Ripoll ends the trading day happy at 4. "I didn't have to spend a lot in commissions to make money."

     3:50 p.m. -- Ripoll tries to buy shares of TLAB but he misses the price he wanted and his trade expires. He notices ZOOX, the stock he held in the morning, has pulled back from over $109 to $96, and the EFNT he sold at $64 is now below $51, so he's happy he got out when he did. Nearly all the money he's made came from the stocks he held overnight. "It's a good day. I didn't have to spend a lot in commissions to make money."
     3:55 p.m. -- The trading room gets tense again as the end of trading approaches. One of the traders slams his keyboard with a crashing sound, and everyone looks round, startled. Ripoll turns 200 shares of ETEK for a quick profit and checks to make sure he's out of all his positions. "If you don't start selling by 3:58, you'll be stuck."
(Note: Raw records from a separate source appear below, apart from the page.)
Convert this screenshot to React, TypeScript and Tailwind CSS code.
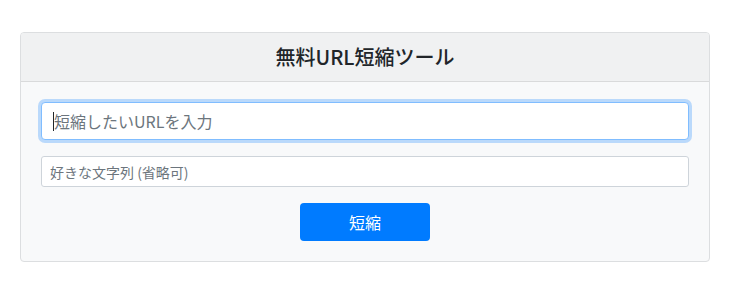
export default function App() {
  return (
    <div
      className="min-h-screen bg-white pt-[32px] px-[20px]"
      style={{ fontFamily: '"Noto Sans CJK JP", "Noto Sans", sans-serif' }}
    >
      <div className="w-[690px] rounded-[4px] border border-[#dcdee0] bg-[#f8f9fa] overflow-hidden">
        <div className="h-[49px] flex items-center justify-center border-b border-[#d9dadb] bg-[#f0f1f2]">
          <h1 className="text-[20px] leading-[24px] font-medium text-[#212529]">無料URL短縮ツール</h1>
        </div>
        <div className="p-[20px] flex flex-col gap-[16px]">
          <div className="relative">
            <input
              type="text"
              placeholder="短縮したいURLを入力"
              className="w-full h-[38px] rounded-[4px] border border-[#80bdff] bg-white px-[12px] text-[16px] text-[#495057] placeholder:text-[#6c757d] shadow-[0_0_0_3px_rgba(0,123,255,0.25)] outline-none"
            />
            <span className="absolute left-[12px] top-[10px] w-px h-[19px] bg-[#212529]" />
          </div>
          <input
            type="text"
            placeholder="好きな文字列 (省略可)"
            className="w-full h-[31px] rounded-[3px] border border-[#ced4da] bg-white px-[8px] text-[14px] text-[#495057] placeholder:text-[#6c757d] outline-none"
          />
          <div className="flex justify-center">
            <button className="w-[130px] h-[38px] rounded-[4px] bg-[#007bff] text-white text-[16px]">短縮</button>
          </div>
        </div>
      </div>
    </div>
  )
}
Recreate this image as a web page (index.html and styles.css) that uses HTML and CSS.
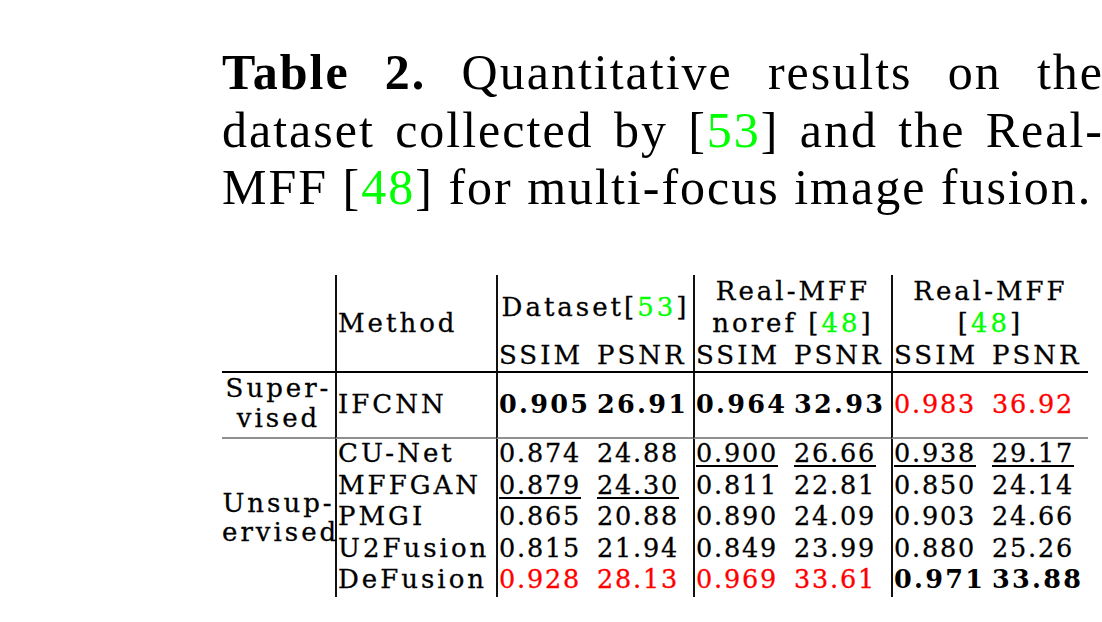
FILE: index.html
```html
<!DOCTYPE html>
<html lang="en">
<head>
    <meta charset="UTF-8">
    <meta name="viewport" content="width=device-width, initial-scale=1.0">
    <title>Table 2</title>
    <link rel="stylesheet" href="styles.css">
</head>
<body>
    <div class="page">
        <p class="caption">
            <span class="line just"><b>Table 2.</b> Quantitative results on the</span>
            <span class="line just">dataset collected by [<span class="cite">53</span>] and the Real-</span>
            <span class="line">MFF [<span class="cite">48</span>] for multi-focus image fusion.</span>
        </p>

        <table class="results">
            <colgroup>
                <col class="c-group">
                <col class="c-method">
                <col class="c-ssim"><col class="c-psnr">
                <col class="c-ssim"><col class="c-psnr2">
                <col class="c-ssim"><col class="c-psnr">
            </colgroup>
            <thead>
                <tr class="sets">
                    <th rowspan="2" class="group"></th>
                    <th rowspan="2" class="method">Method</th>
                    <th colspan="2" class="set">Dataset[<span class="cite">53</span>]</th>
                    <th colspan="2" class="set">Real-MFF<br>noref [<span class="cite">48</span>]</th>
                    <th colspan="2" class="set">Real-MFF<br>[<span class="cite">48</span>]</th>
                </tr>
                <tr class="metrics">
                    <th class="ssim">SSIM</th><th class="psnr">PSNR</th>
                    <th class="ssim">SSIM</th><th class="psnr">PSNR</th>
                    <th class="ssim">SSIM</th><th class="psnr">PSNR</th>
                </tr>
            </thead>
            <tbody class="sup">
                <tr>
                    <td class="group">Super-<br>vised</td>
                    <td class="method">IFCNN</td>
                    <td class="ssim num best">0.905</td><td class="psnr num best">26.91</td>
                    <td class="ssim num best">0.964</td><td class="psnr num best">32.93</td>
                    <td class="ssim num top">0.983</td><td class="psnr num top">36.92</td>
                </tr>
            </tbody>
            <tbody class="unsup">
                <tr>
                    <td class="group" rowspan="5">Unsup-<br>ervised</td>
                    <td class="method">CU-Net</td>
                    <td class="ssim num">0.874</td><td class="psnr num">24.88</td>
                    <td class="ssim num"><u>0.900</u></td><td class="psnr num"><u>26.66</u></td>
                    <td class="ssim num"><u>0.938</u></td><td class="psnr num"><u>29.17</u></td>
                </tr>
                <tr>
                    <td class="method">MFFGAN</td>
                    <td class="ssim num"><u>0.879</u></td><td class="psnr num"><u>24.30</u></td>
                    <td class="ssim num">0.811</td><td class="psnr num">22.81</td>
                    <td class="ssim num">0.850</td><td class="psnr num">24.14</td>
                </tr>
                <tr>
                    <td class="method">PMGI</td>
                    <td class="ssim num">0.865</td><td class="psnr num">20.88</td>
                    <td class="ssim num">0.890</td><td class="psnr num">24.09</td>
                    <td class="ssim num">0.903</td><td class="psnr num">24.66</td>
                </tr>
                <tr>
                    <td class="method">U2Fusion</td>
                    <td class="ssim num">0.815</td><td class="psnr num">21.94</td>
                    <td class="ssim num">0.849</td><td class="psnr num">23.99</td>
                    <td class="ssim num">0.880</td><td class="psnr num">25.26</td>
                </tr>
                <tr>
                    <td class="method">DeFusion</td>
                    <td class="ssim num top">0.928</td><td class="psnr num top">28.13</td>
                    <td class="ssim num top">0.969</td><td class="psnr num top">33.61</td>
                    <td class="ssim num best">0.971</td><td class="psnr num best">33.88</td>
                </tr>
            </tbody>
        </table>
    </div>
</body>
</html>
```

FILE: styles.css
```css
html, body {
    margin: 0;
    background: #fff;
    overflow: hidden;
}
.page {
    padding: 44px 0 0 222px;
    color: #000;
}
.cite { color: #00ff00; }

/* caption, three justified lines */
.caption {
    margin: 0;
    width: 882px;
    font-family: "Liberation Serif", serif;
    font-size: 50px;
    line-height: 57.5px;
    letter-spacing: 2px;
}
.caption .line { display: block; }
.caption .just {
    text-align: justify;
    text-align-last: justify;
}

/* results table */
.results {
    margin-top: 58.5px;
    width: 866px;
    table-layout: fixed;
    border-collapse: separate;
    border-spacing: 0;
    font-family: "DejaVu Serif", serif;
    font-size: 26px;
    letter-spacing: 3px;
    -webkit-text-stroke: 0.3px currentColor;
}
.c-group { width: 113px; }
.c-method { width: 161px; }
.c-ssim { width: 99px; }
.c-psnr { width: 98px; }
.c-psnr2 { width: 99px; }

.results th,
.results td {
    padding: 0;
    font-weight: normal;
    white-space: nowrap;
}
.results th {
    line-height: 32px;
    vertical-align: middle;
}
.results .method {
    border-left: 2px solid #111;
    padding-left: 1px;
    text-align: left;
}
.results .ssim,
.results .set {
    border-left: 2px solid #111;
}
.results .ssim { padding-left: 1px; text-align: left; }
.results .psnr { padding-left: 2px; text-align: left; }
.results .set { text-align: center; }
.results .group { text-align: center; }

thead .metrics th,
thead .group,
thead .method {
    border-bottom: 2px solid #000;
}

.num {
    font-size: 25.5px;
    letter-spacing: 1.8px;
}
.num.best {
    font-weight: bold;
    letter-spacing: 2.3px;
    -webkit-text-stroke: 0;
}
.num.top { color: #ff0000; }
.num u {
    text-decoration-thickness: 1.5px;
    text-underline-offset: 3px;
}

.sup td {
    line-height: 30px;
    vertical-align: middle;
    padding-bottom: 3px;
    border-bottom: 2px solid #8f8f8f;
}
.sup td.group {
    vertical-align: top;
    padding-bottom: 4px;
}

.unsup td {
    line-height: 28px;
    padding-bottom: 3.6px;
    vertical-align: baseline;
}
.unsup td.group {
    line-height: 29px;
    padding-bottom: 0;
    vertical-align: middle;
}
```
     4:00 p.m. -- The markets close, and Ripoll is up $14,874. Sierra has lost $700 in the afternoon, trading NITE, though he's also up for the day. Ripoll clicks his computer off immediately and heads home.
     He spends two hours or so talking with other traders on the phone each evening, discussing what stocks to watch. Then he scouts Tradehard.com, a news site, and runs his research.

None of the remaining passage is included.